Moore ha a cuore le questioni che riflettono la propria identità culturale, come l’introduzione di personaggi afroamericani. Raccontando la genesi di Falcon in Capitan America: The Winter Soldier dice: «Volevamo un personaggio che potesse stare al passo con Capitan America, non esserne subordinato. Dare ai ragazzi degli eroi che riflettano le loro esperienze è importante. E trattare questi personaggi con lo stesso livello di rispetto verso la storia come fossero i Capitan America o gli Iron Man del mondo è molto importante».

«È difficile fare un film che si regga in piedi da solo», spiega Moore, che per convincere Feige a procedere con Black Panther gli ha propsto di inserirlo in Civil War. «Se riuscissimo a lanciarlo nel contesto di una storia più grande, ci sarebbe una possibilità». Che il pubblico non conosca il personaggio è solo uno dei non-problemi che Moore sta affrontando. «Quando abbiamo parlato di introdurre Falcon, che era un personaggio che amavano da ragazzino, gli sceneggiatori mi hanno detto: “Ah, sì? Alla gente piace Falcon?”». Pur con un budget meno faraonico (o almeno si suppone, visto che anche Ant-Man è costato molto meno rispetto ai film sui Vendicatori), per definirsi un successo ci sarà bisogno degli introiti internazionali. «Come si supera il pregiudizio che i film con un cast afroamericano non incassano bene nei mercati chiave?» gli hanno chiesto. «Sì, c’è pressione sul film perché esiste un tradizione di prodotti che non hanno funzionato al livello di altri film. Ma il marchio Marvel trascende ogni trepidazione».

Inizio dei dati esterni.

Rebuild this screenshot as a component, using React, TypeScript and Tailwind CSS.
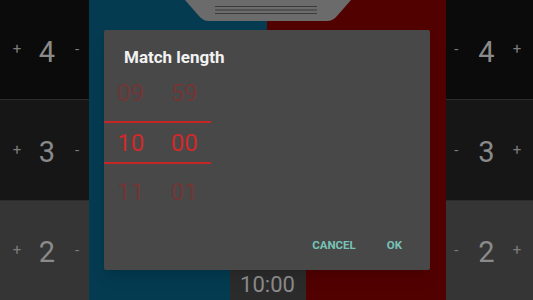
import React from "react";

const SIDE_ROWS = [
  { value: 4, bg: "bg-[#0b0b0b]" },
  { value: 3, bg: "bg-[#161616]" },
  { value: 2, bg: "bg-[#353535]" },
];

// score column: the digit sits a little off-centre, toward the middle of the screen
function SideColumn({ mirrored }: { mirrored?: boolean }) {
  return (
    <div className="flex flex-col w-full h-full">
      {SIDE_ROWS.map((row) => (
        <div
          key={row.value}
          className={`flex-1 flex items-center justify-center gap-[18px] border-b border-[#2c2c2c] last:border-b-0 ${row.bg} ${mirrored ? "pr-[6px]" : "pl-[5px]"}`}
        >
          <span className="text-[15px] text-[#7d7d7d] w-[8px] text-center">{mirrored ? "-" : "+"}</span>
          <span className="text-[29px] text-[#8a8a8a] leading-none pt-[5px]">{row.value}</span>
          <span className="text-[15px] text-[#7d7d7d] w-[8px] text-center">{mirrored ? "+" : "-"}</span>
        </div>
      ))}
    </div>
  );
}

function TopTab() {
  return (
    <svg width="166" height="21" viewBox="0 0 166 21">
      <path d="M0 0 H166 L152 16 Q148 21 142 21 H24 Q18 21 14 16 Z" fill="#6b6b6b" />
      <rect x="30" y="6" width="102" height="1" fill="#3a3a3a" />
      <rect x="30" y="9.5" width="102" height="1" fill="#3a3a3a" />
      <rect x="30" y="13" width="102" height="1" fill="#3a3a3a" />
    </svg>
  );
}

function PickerRow({ left, right, selected, className }: { left: string; right: string; selected?: boolean; className: string }) {
  const color = selected ? "text-[#cf2a2a]" : "text-[#713636]";
  return (
    <div className={`grid grid-cols-2 items-center ${className}`}>
      <span className={`text-center text-[24px] leading-none ${color}`}>{left}</span>
      <span className={`text-center text-[24px] leading-none ${color}`}>{right}</span>
    </div>
  );
}

function MatchLengthDialog() {
  return (
    <div className="absolute left-[104px] top-[30px] w-[326px] h-[240px] bg-[#484848] rounded-[2px] shadow-lg flex flex-col">
      <div className="pl-[20px] pt-[15px] text-[17px] font-bold text-[#f2f2f2] leading-[24px]">Match length</div>
      <div className="w-[107px] mt-[-1px] flex flex-col">
        <PickerRow left="09" right="59" className="h-[50px]" />
        <div className="h-[2px] mt-[3px] bg-[#c62525]" />
        <PickerRow left="10" right="00" selected className="h-[39px]" />
        <div className="h-[2px] bg-[#c62525]" />
        <PickerRow left="11" right="01" className="h-[56px]" />
      </div>
      <div className="flex-1" />
      <div className="flex justify-end items-center gap-[31px] pr-[28px] pb-[16px] text-[11.5px] font-bold text-[#76c3b6]">
        <span>CANCEL</span>
        <span>OK</span>
      </div>
    </div>
  );
}

export default function App() {
  return (
    <div
      className="relative w-[533px] h-[300px] overflow-hidden flex bg-black"
      style={{ fontFamily: "Roboto, 'Noto Sans', sans-serif" }}
    >
      <div className="w-[89px] h-full">
        <SideColumn />
      </div>
      <div className="flex-1 h-full flex flex-col items-center justify-between bg-[linear-gradient(to_right,#043b50_50%,#520101_50%)]">
        <TopTab />
        <div className="w-[76px] h-[30px] bg-[#2b2b2b] flex items-center justify-center text-[22px] text-[#8c8c8c] leading-none">
          10:00
        </div>
      </div>
      <div className="w-[87px] h-full">
        <SideColumn mirrored />
      </div>
      <MatchLengthDialog />
    </div>
  );
}
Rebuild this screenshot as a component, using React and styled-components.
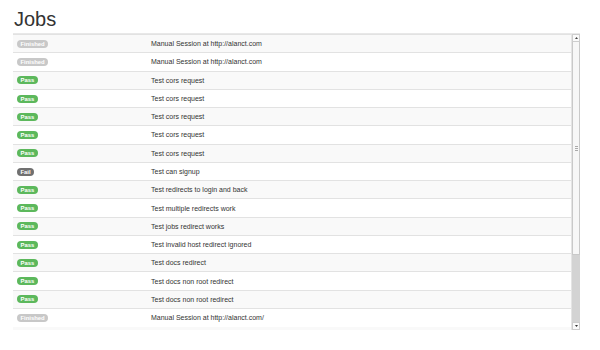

Sembrano dimostrare questa tesi i successi degli ignoti Ant-Man e Guardiani della Galassia, anche se per ammissione di Moore stesso, ciò che davvero conta è una storia raccontata bene, e il fattore etnico non dovrebbe costituire un problema: «Il pubblico è più progressista di quanto si pensi. Non guarda Fast and Furious pensando “Aspetta un secondo, ci sono un sacco di minoranze in questo film!”. Non importa a nessuno. Vogliono solo le macchine».